7) Eventually, the show ends with a climactic last supper scene. Then, a bunch of people come out and tell you to leave, which was incredibly blunt but I guess they have to be blunt, otherwise we'd assume it was another trick.

* * *

On your way out, people try to sell you overpriced coffee table books that "decode the narrative" for you. Fortunately, very few people bite. However, this last moment kind of depresses me: it suggests that they aren't even aware of the magic they've made, that they think the "character development" is what's compelling about this production. It's like someone saying Dragon Age is cool because the codex entries are fun to read; but again, I firmly believe that lore is stupid! (In contrast, plot and action are compelling.)

I do feel that many game environments are so obsessed with seeming like "realistic, living breathing worlds" that they forget the special power of not being rational.
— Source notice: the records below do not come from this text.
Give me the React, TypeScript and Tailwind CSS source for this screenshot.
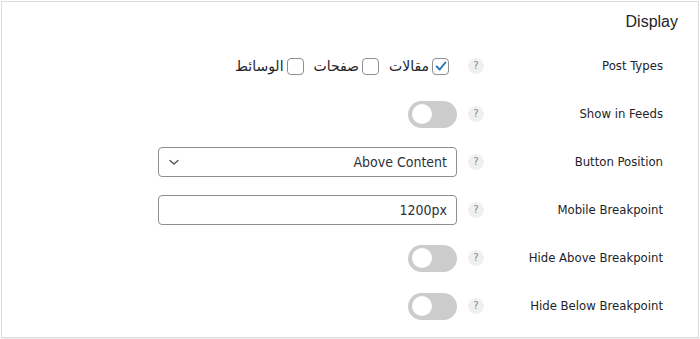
import React from "react";

const labelFont = { fontFamily: '"DejaVu Sans Condensed", "DejaVu Sans", sans-serif' };

function Help() {
  return (
    <div className="mr-[12px] flex h-[16px] w-[16px] shrink-0 items-center justify-center rounded-full bg-[#f0f0f1] text-[10px] leading-none text-[#8a8a8a]" style={{ fontFamily: '"DejaVu Sans", sans-serif' }}>
      ?
    </div>
  );
}

function Toggle() {
  return (
    <div className="flex h-[27px] w-[49px] items-center rounded-full bg-[#cccccc] px-[4px]" dir="ltr">
      <div className="h-[20px] w-[20px] rounded-full bg-white" />
    </div>
  );
}

function Check({ checked, label }: { checked?: boolean; label: string }) {
  return (
    <label className="flex items-center gap-[3px]">
      <span className="flex h-[17px] w-[17px] items-center justify-center rounded-[4px] border border-[#8c8f94] bg-white">
        {checked && (
          <svg width="14" height="14" viewBox="0 0 16 16" fill="none">
            <path d="M3 8.5 L6.5 12 L13 4" stroke="#2271b1" strokeWidth="2.2" strokeLinecap="round" strokeLinejoin="round" />
          </svg>
        )}
      </span>
      <span className="text-[14px] text-[#1d2327]" style={{ fontFamily: '"DejaVu Sans", "Noto Sans", sans-serif' }}>{label}</span>
    </label>
  );
}

function Row({ label, children }: { label: string; children: React.ReactNode }) {
  return (
    <div className="flex h-[48px] items-center">
      <div className="w-[202px] shrink-0 pr-[35px] text-right text-[13px] text-[#1d2327]" style={labelFont}>
        {label}
      </div>
      <Help />
      <div className="mr-[11px] flex items-center">{children}</div>
    </div>
  );
}

export default function App() {
  return (
    <div className="h-[339px] w-[700px] bg-white p-[1px]">
      <div dir="rtl" className="flex h-[337px] w-[698px] flex-col border border-[#dcdcde] bg-white shadow-[0_1px_1px_rgba(0,0,0,0.06)]">
        <div className="flex h-[40px] items-center pr-[20px] text-[16px] text-[#1d2327]" style={{ fontFamily: '"Liberation Sans", Arial, sans-serif' }}>
          Display
        </div>
        <Row label="Post Types">
          <div className="flex items-center gap-[10px] pr-[8px]">
            <Check checked label="مقالات" />
            <Check label="صفحات" />
            <Check label="الوسائط" />
          </div>
        </Row>
        <Row label="Show in Feeds">
          <Toggle />
        </Row>
        <Row label="Button Position">
          <div className="flex h-[30px] w-[299px] items-center justify-between rounded-[4px] border border-[#8c8f94] bg-white pl-[9px] pr-[9px] text-[14px] text-[#2c3338]" style={labelFont}>
            <span>Above Content</span>
            <svg width="12" height="12" viewBox="0 0 12 12" fill="none">
              <path d="M2 4.5 L6 8 L10 4.5" stroke="#50575e" strokeWidth="1.4" strokeLinecap="round" strokeLinejoin="round" />
            </svg>
          </div>
        </Row>
        <Row label="Mobile Breakpoint">
          <div className="flex h-[30px] w-[299px] items-center rounded-[4px] border border-[#8c8f94] bg-white pr-[9px] text-[14px] text-[#2c3338]" style={labelFont}>
            1200px
          </div>
        </Row>
        <Row label="Hide Above Breakpoint">
          <Toggle />
        </Row>
        <Row label="Hide Below Breakpoint">
          <Toggle />
        </Row>
      </div>
    </div>
  );
}
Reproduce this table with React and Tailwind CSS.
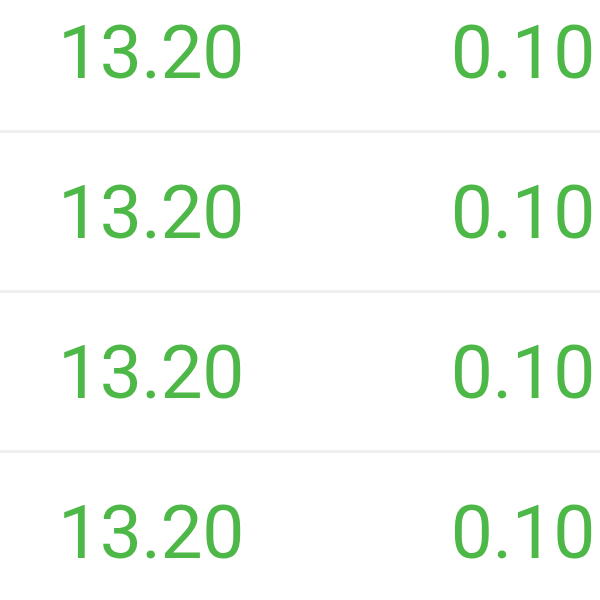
const rows = [
  { price: "13.20", change: "0.10" },
  { price: "13.20", change: "0.10" },
  { price: "13.20", change: "0.10" },
  { price: "13.20", change: "0.10" },
];

export default function App() {
  return (
    <div className="w-[600px] h-[600px] overflow-hidden bg-white">
      <div className="-mt-[27px]">
        {rows.map((row, i) => (
          <div
            key={i}
            className="flex h-[160px] items-center justify-between border-b-[3px] border-[#f0f0f0] pt-[1px] pl-[58px] pr-[5px] text-[75px] leading-none tracking-[-0.5px] text-[#4db847]"
            style={{ fontFamily: 'Roboto, "Liberation Sans", Arial, sans-serif' }}
          >
            <span>{row.price}</span>
            <span>{row.change}</span>
          </div>
        ))}
      </div>
    </div>
  );
}
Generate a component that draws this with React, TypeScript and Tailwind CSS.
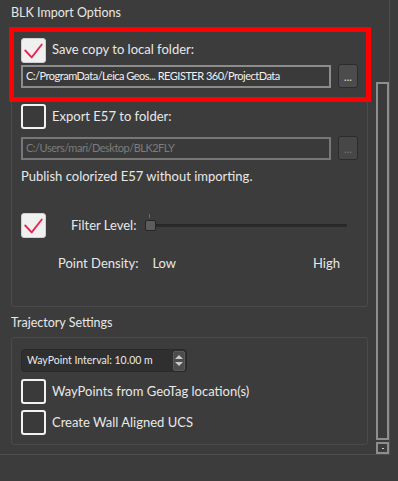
import React from 'react';

// ============================================
// BLK IMPORT OPTIONS PANEL
// ============================================

function CheckBox({ checked }: { checked?: boolean }) {
  if (checked) {
    return (
      <div className="w-[25px] h-[25px] shrink-0 rounded-[3px] bg-[#f0f0f0] border border-[#d0d0d0] flex items-center justify-center">
        <svg width="25" height="25" viewBox="0 0 25 25">
          <path d="M3.5 12.5 L10.5 20 L21.5 6" fill="none" stroke="#e8234e" strokeWidth="2" strokeLinecap="round" strokeLinejoin="round" />
        </svg>
      </div>
    );
  }
  return <div className="w-[25px] h-[25px] shrink-0 rounded-[3px] border-2 border-[#f2f2f2] bg-[#3a3a3a]" />;
}

function PathField({ value, disabled }: { value: string; disabled?: boolean }) {
  return (
    <div className="flex items-center gap-[7px]">
      <div
        className={`w-[310px] shrink-0 h-[23px] border-2 ${disabled ? 'border-[#777]' : 'border-[#8c8c8c]'} bg-[#3a3a3a] flex items-center px-[3px] overflow-hidden ${disabled ? 'text-[#7c7c7c]' : 'text-[#f0f0f0]'}`}
      >
        <span className="text-[11px] tracking-[-0.5px] whitespace-nowrap">{value}</span>
      </div>
      <div
        className={`w-[20px] shrink-0 h-[24px] rounded-[3px] border border-[#2c2c2c] flex items-end justify-center pb-[5px] text-[11px] leading-none ${disabled ? 'bg-[#474747] text-[#777]' : 'bg-[#4c4c4c] text-[#e0e0e0]'}`}
      >
        ...
      </div>
    </div>
  );
}

export default function App() {
  return (
    <div
      className="relative w-[398px] h-[481px] bg-[#3c3c3c] overflow-hidden text-[#e8e8e8]"
      style={{ fontFamily: 'Lato, "Noto Sans", sans-serif' }}
    >
      <div className="w-[390px] h-[455px] border-r border-b border-[#4e4e4e] flex">
        {/* Contenido */}
        <div className="w-[377px] pl-[11px]">
          <div className="text-[12.5px] leading-none pt-[7px] h-[27px]">BLK Import Options</div>

          {/* Grupo 1 */}
          <div className="w-[357px] h-[280px] border border-[#4a4a4a] rounded-[3px] pl-[9px] pt-[9px]">
            <div className="relative">
              <div className="absolute -left-[12px] -top-[10px] w-[362px] h-[75px] border-[5px] border-[#ff0000] pointer-events-none" />
              <div className="flex items-center gap-[6px] h-[26px]">
                <CheckBox checked />
                <span className="text-[13px]">Save copy to local folder:</span>
              </div>
              <div className="mt-[1px]">
                <PathField value="C:/ProgramData/Leica Geos... REGISTER 360/ProjectData" />
              </div>
            </div>

            <div className="flex items-center gap-[6px] h-[25px] mt-[16px]">
              <CheckBox />
              <span className="text-[13px]">Export E57 to folder:</span>
            </div>
            <div className="mt-[7px]">
              <PathField value="C:/Users/mari/Desktop/BLK2FLY" disabled />
            </div>
            <div className="text-[13px] mt-[6px] leading-[20px]">Publish colorized E57 without importing.</div>

            <div className="flex items-center h-[25px] mt-[27px]">
              <CheckBox checked />
              <span className="text-[13px] ml-[25px] w-[50px] whitespace-nowrap">Filter Level:</span>
              {/* Slider */}
              <div className="relative ml-[24px] w-[202px] h-[25px] flex items-center">
                <div className="absolute left-[4px] top-[1px] w-px h-[4px] bg-[#6a6a6a]" />
                <div className="absolute left-[9px] right-0 top-[11px] h-[3px] rounded-full bg-[#2a2a2a] border-t border-[#262626]" />
                <div className="relative w-[11px] h-[11px] rounded-[2px] bg-[#5c5c5c] border border-[#262626]" />
              </div>
            </div>

            <div className="flex items-center text-[13px] mt-[16px] h-[20px]">
              <span className="ml-[37px]">Point Density:</span>
              <span className="ml-[14px]">Low</span>
              <span className="ml-auto mr-[27px]">High</span>
            </div>
          </div>

          <div className="text-[12.5px] leading-none pt-[10px] h-[30px]">Trajectory Settings</div>

          {/* Grupo 2 */}
          <div className="w-[357px] h-[108px] border border-[#4a4a4a] rounded-[3px] pl-[9px] pt-[11px]">
            <div className="w-[166px] h-[23px] rounded-[4px] bg-[#2f2f2f] border border-[#292929] flex items-center justify-between pl-[5px] pr-px">
              <span className="text-[10.5px] whitespace-nowrap">WayPoint Interval: 10.00 m</span>
              <div className="w-[12px] h-[20px] rounded-[2px] bg-[#4c4c4c] border border-[#5a5a5a] flex flex-col items-center justify-center gap-[3px]">
                <div className="w-0 h-0 border-l-[4px] border-r-[4px] border-b-[4px] border-l-transparent border-r-transparent border-b-[#c8c8c8]" />
                <div className="w-0 h-0 border-l-[4px] border-r-[4px] border-t-[4px] border-l-transparent border-r-transparent border-t-[#c8c8c8]" />
              </div>
            </div>
            <div className="flex items-center gap-[6px] h-[25px] mt-[7px]">
              <CheckBox />
              <span className="text-[13px]">WayPoints from GeoTag location(s)</span>
            </div>
            <div className="flex items-center gap-[6px] h-[25px] mt-[6px]">
              <CheckBox />
              <span className="text-[13px]">Create Wall Aligned UCS</span>
            </div>
          </div>
        </div>

        {/* Scrollbar */}
        <div className="w-[13px] flex flex-col pt-[82px]">
          <div className="h-[358px] border-2 border-[#8e8e8e] bg-[#3a3a3a]" />
          <div className="h-[12px] mt-[2px] border-2 border-[#8e8e8e] flex items-center justify-center">
            <div className="w-[2px] h-px bg-[#cfcfcf]" />
          </div>
        </div>
      </div>
    </div>
  );
}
Much of the power of Sleep No More comes from breaking societal norms, or even their own unique rules that they take pains to establish, only to violate later. I wouldn't call it a "twist" because there's something patronizing about that term -- but I think many video games could learn from stepping outside their own magic circle, to violate or destabilize their own systems to produce novel aesthetics and commentaries.

Regarding anonymity, I suppose the closest comparison are games like The Endless Forest / Journey. I'm not as interested in this aspect, so I won't really dwell on it. Similarly, the question of whether "Sleep No More is a game" is equally uninteresting and pointless to me, and generally "is X a game" critiques tend to boil down whether you want to disparage something or not.

There is, no doubt, a lot of stuff that I missed in Sleep No More. This is not a definitive guide nor walkthrough, and if you had different experiences I'd welcome your comments. You only see so much in one playthrough. However, knowing the various tricks they use to lure and guide people, I don't think a second playthrough would have the same effect. I'd probably spend most of the time trying to break the system without getting caught.

Which is, oddly enough, what the Macbeths try to do.